Task statement:
Leave out the pictures and set down exactly the lines from the start of the listing through the one with "t: t.slice(1, -1)", both included.

# # # # #

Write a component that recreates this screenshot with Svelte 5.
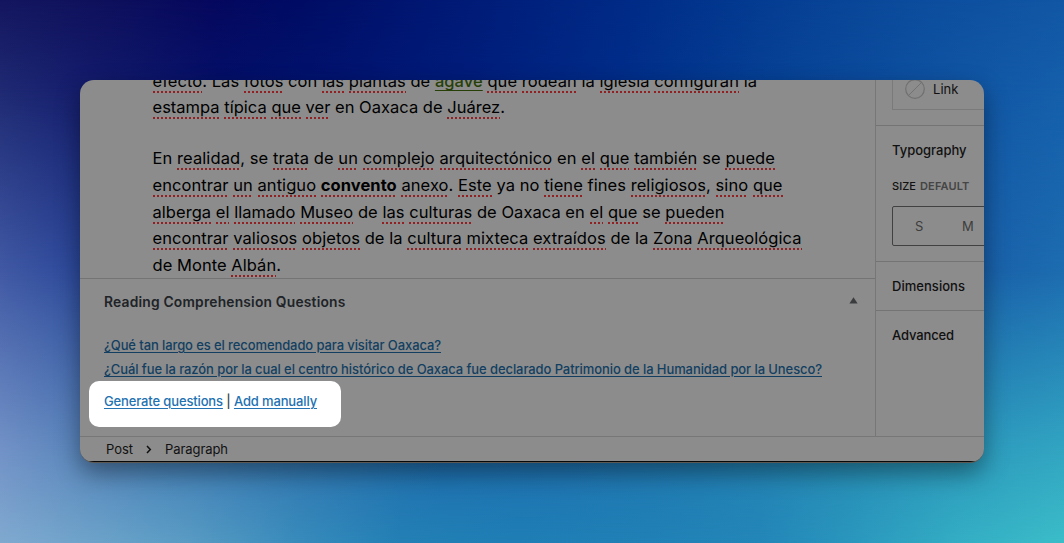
<script>
  // Words wrapped in [ ] carry the spell-check underline.
  const paragraphs = [
    [
      { text: '[efecto]. Las [fotos] con [las] [plantas] de {agave} [que] [rodean] la [iglesia] [configuran] la', width: 604.5 },
      { text: '[estampa] [típica] [que] [ver] en Oaxaca de [Juárez].', width: 352.5 },
    ],
    [
      { text: 'En [realidad], se [trata] de [un] [complejo] [arquitectónico] en [el] [que] [también] se [puede]', width: 622.5 },
      { text: '[encontrar] [un] [antiguo] <convento> [anexo]. [Este] ya no [tiene] fines [religiosos], [sino] [que]', width: 630 },
      { text: '[alberga] [el] [llamado] [Museo] de [las] [culturas] de Oaxaca en [el] [que] se [pueden]', width: 572 },
      { text: '[encontrar] [valiosos] [objetos] de la [cultura] [mixteca] [extraídos] de la [Zona] [Arqueológica]', width: 649 },
      { text: 'de Monte [Albán].', width: 128.5 },
    ],
  ];

  const kinds = { '[': 'spell', '{': 'link', '<': 'spell strong' };
  const parse = (text) =>
    text
      .split(/(\[[^\]]+\]|\{[^}]+\}|<[^>]+>)/)
      .filter(Boolean)
      .map((t) => (kinds[t[0]] ? { cls: kinds[t[0]], t: t.slice(1, -1) } : { cls: '', t }));

  // Spreads the letters so that the text fills the given measure.
  function fit(node, width) {
    const natural = node.getBoundingClientRect().width;
    node.style.letterSpacing = `${(width - natural) / node.textContent.length}px`;
  }
</script>

<div class="stage">
  <div class="wash r1"></div>
  <div class="wash r2"></div>
  <div class="wash r3"></div>
  <div class="wash r4"></div>
  <div class="wash r5"></div>

  <div class="window">
    <div class="body">
      <main>
        <article>
          {#each paragraphs as lines}
            <div class="para">
              {#each lines as line}
                <div class="line"><span use:fit={line.width}>{#each parse(line.text) as part}<span class={part.cls}>{part.t}</span>{/each}</span></div>
              {/each}
            </div>
          {/each}
        </article>
        <section>
          <header>
            <h2><span use:fit={241.5}>Reading Comprehension Questions</span></h2>
            <svg width="9" height="7" viewBox="0 0 9 7"><path d="M4.5 .3 8.6 6.6H.4z" fill="#3a3c3e" /></svg>
          </header>
          <div class="q"><a href="#q1" use:fit={337}>¿Qué tan largo es el recomendado para visitar Oaxaca?</a></div>
          <div class="q"><a href="#q2" use:fit={718}>¿Cuál fue la razón por la cual el centro histórico de Oaxaca fue declarado Patrimonio de la Humanidad por la Unesco?</a></div>
          <div class="actions"><span use:fit={213}><a href="#generate">Generate questions</a> | <a href="#add">Add manually</a></span></div>
        </section>
      </main>
      <aside>
        <div class="panel color">
          <div class="linkbox">
            <svg width="20" height="20" viewBox="0 0 20 20" fill="none" stroke="#707070"><circle cx="10" cy="10" r="9.3" stroke-width="1.2" /><path d="M3.6 16.4 16.4 3.6" stroke-width=".9" /></svg>
            <span use:fit={25.5}>Link</span>
          </div>
        </div>
        <div class="panel typo">
          <h3><span use:fit={74.5}>Typography</span></h3>
          <div class="size"><span use:fit={24}>SIZE</span><span class="muted" use:fit={49.5}>DEFAULT</span></div>
          <div class="sizes"><span>S</span><span>M</span></div>
        </div>
        <div class="panel short"><h3><span use:fit={73}>Dimensions</span></h3></div>
        <div class="panel short last"><h3><span use:fit={62}>Advanced</span></h3></div>
      </aside>
    </div>
    <footer>
      <span use:fit={27}>Post</span>
      <svg width="6" height="9" viewBox="0 0 6 9"><path d="M1 1 4.3 4.5 1 8" fill="none" stroke="#101010" stroke-width="1.5" /></svg>
      <span use:fit={63}>Paragraph</span>
    </footer>
  </div>
</div>

<style>
  :global(body) { margin: 0; }
  .stage {
    width: 1064px;
    height: 543px;
    display: grid;
    overflow: hidden;
    font-family: Inter, "Liberation Sans", sans-serif;
    font-size: 13px;
    color: #111;
  }
  .wash, .window { grid-area: 1 / 1; }
  .r1 { background: linear-gradient(90deg, #14165f 0, #0e105c 110px, #06085e 210px, #000c64 300px, #001570 400px, #001f7c 510px, #002a86 620px, #043c92 760px, #0c4c9d 910px, #1157a5 1064px); }
  .r2 { background: linear-gradient(90deg, #1f2a73 0, #141c6c 90px, #041068 220px, #001470 340px, #001d7b 470px, #002d89 620px, #064094 760px, #0d4f9f 900px, #155fab 1064px); mask-image: linear-gradient(transparent 0, #000 90px); }
  .r3 { background: linear-gradient(90deg, #4159a4 0, #2c499a 80px, #103f92 300px, #1960a9 980px, #1d6cb0 1064px); mask-image: linear-gradient(transparent 90px, #000 270px); }
  .r4 { background: linear-gradient(90deg, #7292c7 0, #5a86bb 80px, #4680b8 160px, #3275b0 300px, #1e6dae 440px, #1f70af 560px, #217bb1 700px, #278db5 850px, #2c99bc 960px, #32a5c2 1064px); mask-image: linear-gradient(transparent 270px, #000 450px); }
  .r5 { background: linear-gradient(90deg, #80a9cf 0, #6ba2c9 100px, #589bc3 190px, #378bbb 300px, #2380b5 400px, #1f7eb5 520px, #2081b6 650px, #2386b8 760px, #2a96bd 850px, #34aec4 960px, #3bbdc8 1064px); mask-image: linear-gradient(transparent 450px, #000 543px); }

  .window {
    position: relative;
    box-sizing: border-box;
    width: 904px;
    height: 383px;
    margin: 80px 0 0 80px;
    border-bottom: 1px solid #5d5852;
    border-radius: 14px;
    overflow: hidden;
    background: #8c8c8c;
    display: flex;
    flex-direction: column;
    box-shadow: 0 10px 24px rgba(0, 0, 0, .4);
  }
  .body { height: 356px; display: flex; border-bottom: 1px solid #777; }
  main { width: 795px; display: flex; flex-direction: column; }
  article {
    height: 199px;
    padding-left: 72.5px;
    overflow: hidden;
    box-sizing: border-box;
    border-bottom: 1px solid #747474;
    font-size: 16.5px;
    color: #000;
    white-space: nowrap;
  }
  .line { height: 26.7px; line-height: 26.7px; }
  .para:first-child { margin: -11.7px 0 24.9px; }
  .para:first-child .line { height: 26.1px; line-height: 26.1px; }
  .spell {
    padding-bottom: 2px;
    background: repeating-linear-gradient(90deg, #922023 0 2px, transparent 2px 4px) left bottom / 100% 2px no-repeat;
  }
  .strong { font-weight: 700; }
  .link { color: #263f06; font-weight: 500; text-decoration: underline; text-decoration-thickness: 1px; text-underline-offset: 3px; }

  section { flex: 1; padding: 0 16px 0 24px; white-space: nowrap; }
  header { height: 46px; display: flex; align-items: center; justify-content: space-between; }
  header svg { margin: -4px 1px 0 0; }
  h2, h3 { margin: 0; }
  h2 { font-size: 13.8px; font-weight: 600; color: #202327; }
  .q { height: 24px; line-height: 24px; }
  header + .q { margin-top: 8px; }
  .q a { color: #123f61; }
  a { color: #2271b1; text-decoration: underline; text-decoration-thickness: 1px; text-underline-offset: 2px; }
  .q, .actions { font-weight: 500; }
  .actions {
    width: 252.5px;
    height: 46.5px;
    margin: -.4px 0 0 -15.5px;
    padding-left: 15.5px;
    box-sizing: border-box;
    border-radius: 10px;
    background: #fff;
    line-height: 40.6px;
    color: #3c434a;
  }

  aside { flex: 1; border-left: 1px solid #777; overflow: hidden; white-space: nowrap; }
  .panel { box-sizing: border-box; padding-left: 16px; border-bottom: 1px solid #747474; }
  .color { height: 46px; }
  .linkbox {
    height: 30px;
    box-sizing: border-box;
    padding-left: 12px;
    border: solid #7a7a7a;
    border-width: 0 0 1px 1px;
    display: flex;
    gap: 8px;
  }
  .linkbox svg { margin-top: -1px; }
  .linkbox span { line-height: 19px; align-self: flex-start; }
  h3 { font-size: 13px; font-weight: 550; line-height: 49px; color: #111; }
  .typo { height: 136px; }
  .size { display: flex; gap: 4px; font-size: 11px; font-weight: 500; line-height: 16px; margin-top: 3px; }
  .size span { align-self: flex-start; }
  .size .muted { color: #454545; font-weight: 600; }
  .sizes {
    display: flex;
    box-sizing: border-box;
    width: 200px;
    height: 40px;
    margin-top: 12px;
    border: 1px solid #414141;
    border-radius: 2px;
    padding-left: 2px;
    line-height: 39px;
    color: #3d3d3d;
  }
  .sizes span { width: 48.5px; text-align: center; }
  .short { height: 49px; }
  .last { border-bottom: 0; }

  footer {
    height: 24px;
    padding-left: 26px;
    display: flex;
    align-items: center;
    border-bottom: 1px solid #080808;
    white-space: nowrap;
  }
  footer svg { margin: 0 13px; }
</style>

# # # # #

Result of this exercise:
Write a component that recreates this screenshot with Svelte 5.
<script>
  // Words wrapped in [ ] carry the spell-check underline.
  const paragraphs = [
    [
      { text: '[efecto]. Las [fotos] con [las] [plantas] de {agave} [que] [rodean] la [iglesia] [configuran] la', width: 604.5 },
      { text: '[estampa] [típica] [que] [ver] en Oaxaca de [Juárez].', width: 352.5 },
    ],
    [
      { text: 'En [realidad], se [trata] de [un] [complejo] [arquitectónico] en [el] [que] [también] se [puede]', width: 622.5 },
      { text: '[encontrar] [un] [antiguo] <convento> [anexo]. [Este] ya no [tiene] fines [religiosos], [sino] [que]', width: 630 },
      { text: '[alberga] [el] [llamado] [Museo] de [las] [culturas] de Oaxaca en [el] [que] se [pueden]', width: 572 },
      { text: '[encontrar] [valiosos] [objetos] de la [cultura] [mixteca] [extraídos] de la [Zona] [Arqueológica]', width: 649 },
      { text: 'de Monte [Albán].', width: 128.5 },
    ],
  ];

  const kinds = { '[': 'spell', '{': 'link', '<': 'spell strong' };
  const parse = (text) =>
    text
      .split(/(\[[^\]]+\]|\{[^}]+\}|<[^>]+>)/)
      .filter(Boolean)
      .map((t) => (kinds[t[0]] ? { cls: kinds[t[0]], t: t.slice(1, -1) } : { cls: '', t }));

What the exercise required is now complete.